Watch out — it's a trap.

Relationships that grow out of feelings of insecurity and worthlessness are often unstable. You may always feel jealous or afraid — like you're just a few steps away from losing him or her. When you put your self-worth in another person's hands, it's almost certain they're going to step on it, even if they don't mean to. And in the end, you may find yourself feeling worse than you did when the whole thing started.

It's much more satisfying to begin building a solid foundation, and let the right relationships grow naturally from there. To get you started, here are a few tips:

#1: Choose Balanced Relationships

Look for a boyfriend or girlfriend who feels like your partner, not your god(dess). Find someone you think of as an equal, someone you can talk to, laugh with, and even fight (fairly!) with. If you feel like an even match with your partner, then you're both more likely to relax and be yourselves — and get something really good out of being together.

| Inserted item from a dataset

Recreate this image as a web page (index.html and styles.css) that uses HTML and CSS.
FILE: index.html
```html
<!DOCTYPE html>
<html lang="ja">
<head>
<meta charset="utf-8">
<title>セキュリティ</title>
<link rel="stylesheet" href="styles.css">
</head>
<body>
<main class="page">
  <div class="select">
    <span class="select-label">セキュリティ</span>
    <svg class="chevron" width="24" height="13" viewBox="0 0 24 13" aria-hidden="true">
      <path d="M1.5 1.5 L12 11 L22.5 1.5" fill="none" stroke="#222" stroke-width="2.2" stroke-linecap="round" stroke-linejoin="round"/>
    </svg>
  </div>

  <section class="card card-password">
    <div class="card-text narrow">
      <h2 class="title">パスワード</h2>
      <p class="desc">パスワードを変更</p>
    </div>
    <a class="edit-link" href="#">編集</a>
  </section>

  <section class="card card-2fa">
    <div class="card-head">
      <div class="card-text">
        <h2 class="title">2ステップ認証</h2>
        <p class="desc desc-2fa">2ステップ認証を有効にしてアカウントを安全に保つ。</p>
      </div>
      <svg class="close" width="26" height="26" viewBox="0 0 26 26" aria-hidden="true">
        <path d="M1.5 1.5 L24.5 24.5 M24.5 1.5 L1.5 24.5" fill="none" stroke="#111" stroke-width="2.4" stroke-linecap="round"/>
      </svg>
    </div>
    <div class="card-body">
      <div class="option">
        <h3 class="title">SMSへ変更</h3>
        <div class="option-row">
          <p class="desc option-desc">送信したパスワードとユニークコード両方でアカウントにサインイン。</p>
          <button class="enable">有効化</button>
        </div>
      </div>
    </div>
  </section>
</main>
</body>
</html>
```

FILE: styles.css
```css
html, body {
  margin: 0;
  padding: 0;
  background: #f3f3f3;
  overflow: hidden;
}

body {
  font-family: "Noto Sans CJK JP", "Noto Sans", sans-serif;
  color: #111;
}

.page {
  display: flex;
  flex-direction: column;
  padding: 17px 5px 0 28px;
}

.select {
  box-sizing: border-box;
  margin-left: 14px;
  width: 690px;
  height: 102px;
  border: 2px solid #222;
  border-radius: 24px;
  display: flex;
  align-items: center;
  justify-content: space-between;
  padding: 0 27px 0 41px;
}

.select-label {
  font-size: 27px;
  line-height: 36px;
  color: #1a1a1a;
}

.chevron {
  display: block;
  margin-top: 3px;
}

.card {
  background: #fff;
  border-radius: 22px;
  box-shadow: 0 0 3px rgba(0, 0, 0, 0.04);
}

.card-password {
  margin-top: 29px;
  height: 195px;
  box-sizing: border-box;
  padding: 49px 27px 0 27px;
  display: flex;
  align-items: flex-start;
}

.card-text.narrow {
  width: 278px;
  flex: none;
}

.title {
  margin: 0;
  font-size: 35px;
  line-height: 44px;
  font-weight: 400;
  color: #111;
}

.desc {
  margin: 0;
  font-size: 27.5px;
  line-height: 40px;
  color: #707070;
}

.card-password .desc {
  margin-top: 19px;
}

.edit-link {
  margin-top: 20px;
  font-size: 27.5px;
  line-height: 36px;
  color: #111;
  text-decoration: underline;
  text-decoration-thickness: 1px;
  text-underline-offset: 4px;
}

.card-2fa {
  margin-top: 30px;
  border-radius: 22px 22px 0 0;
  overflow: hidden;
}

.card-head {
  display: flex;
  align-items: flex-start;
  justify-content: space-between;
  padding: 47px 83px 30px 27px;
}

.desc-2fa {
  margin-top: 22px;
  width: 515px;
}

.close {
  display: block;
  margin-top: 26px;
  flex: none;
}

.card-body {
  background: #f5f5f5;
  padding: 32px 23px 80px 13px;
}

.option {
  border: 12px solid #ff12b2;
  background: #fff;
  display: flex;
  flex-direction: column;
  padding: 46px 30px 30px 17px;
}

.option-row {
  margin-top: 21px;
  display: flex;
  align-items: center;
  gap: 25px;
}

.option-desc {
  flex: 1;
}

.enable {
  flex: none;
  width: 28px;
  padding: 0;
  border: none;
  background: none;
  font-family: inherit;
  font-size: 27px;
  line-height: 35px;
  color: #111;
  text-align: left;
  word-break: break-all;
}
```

Avoid imbalances and power struggles — they're warning signs that maybe one (or both) of you is in the relationship to bolster a fragile ego, rather than out of love and respect for the other.

You know those times when one person really, really likes the other, but the other person just isn't into it? Beware! That's a no-win situation. The person with the puppy-dog eyes will inevitably get their feelings hurt, and the other will probably feel like dirt for hurting them. Trust me — if you're the one who's fallen for someone — hard — play it cool and get to know them as a friend. If they're right for you, you'll eventually be able to look them in the eye without choking. That'll be the time to make your move — if you still want to.

#2: Set Aside Time to Be Alone

Once you get into a relationship, remember to take a little time just for yourself. It's easy to give your boyfriend or girlfriend every minute of your extra time and attention. (If you're not with her, you're thinking about her!) Add to that school, friends, parents, and whatever else you have going on, and it's easy to give up the most important part of your day — a few minutes doing just what it is that you want to do.

Whether that's listening to music, going for a bike ride, writing in a journal — do whatever you do that gives your head time away from the rest of the world. Protect those dreamy moments. They're the key to seeing things clearly and knowing who you are. Which leads us to number three ...

#3: Pay Attention to Who You Are

This may sound silly, but really, growing up is a process of becoming more self-sufficient — learning how to take care of yourself and nurturing the insight and strength to make good decisions that will get you where you want to go. As you grow up, you need to learn to take care of your self-image right along with your laundry and your checkbook.

Start to pay attention to yourself. What do you like? What do you believe in? What makes you happy? What do you want? Make lists. Get to know who you are. It sounds easy, but it's really one of the hardest things in the world to do. And as you practice knowing yourself, it becomes easier to know what isn't working for you — like a bad relationship.

If you do find yourself in a bad relationship, get rid of it. Frankly, it's often easiest to get to know yourself when you're alone. Other people can make it harder to hear your own voice. It can take a lot of courage to be alone — to know who you are as you, not in relation to somebody else. Sometimes, when you don't trust that who you are alone is enough, it can be the scariest thing in the world.

But rest assured, you are the key to your own happiness. It's amazing how much more attractive, secure, and desirable you feel when you know and respect yourself (that's what we're talking about, after all). And as you stand on your own feet, you'll find that you choose better boyfriends or girlfriends, who are more likely to become great partners.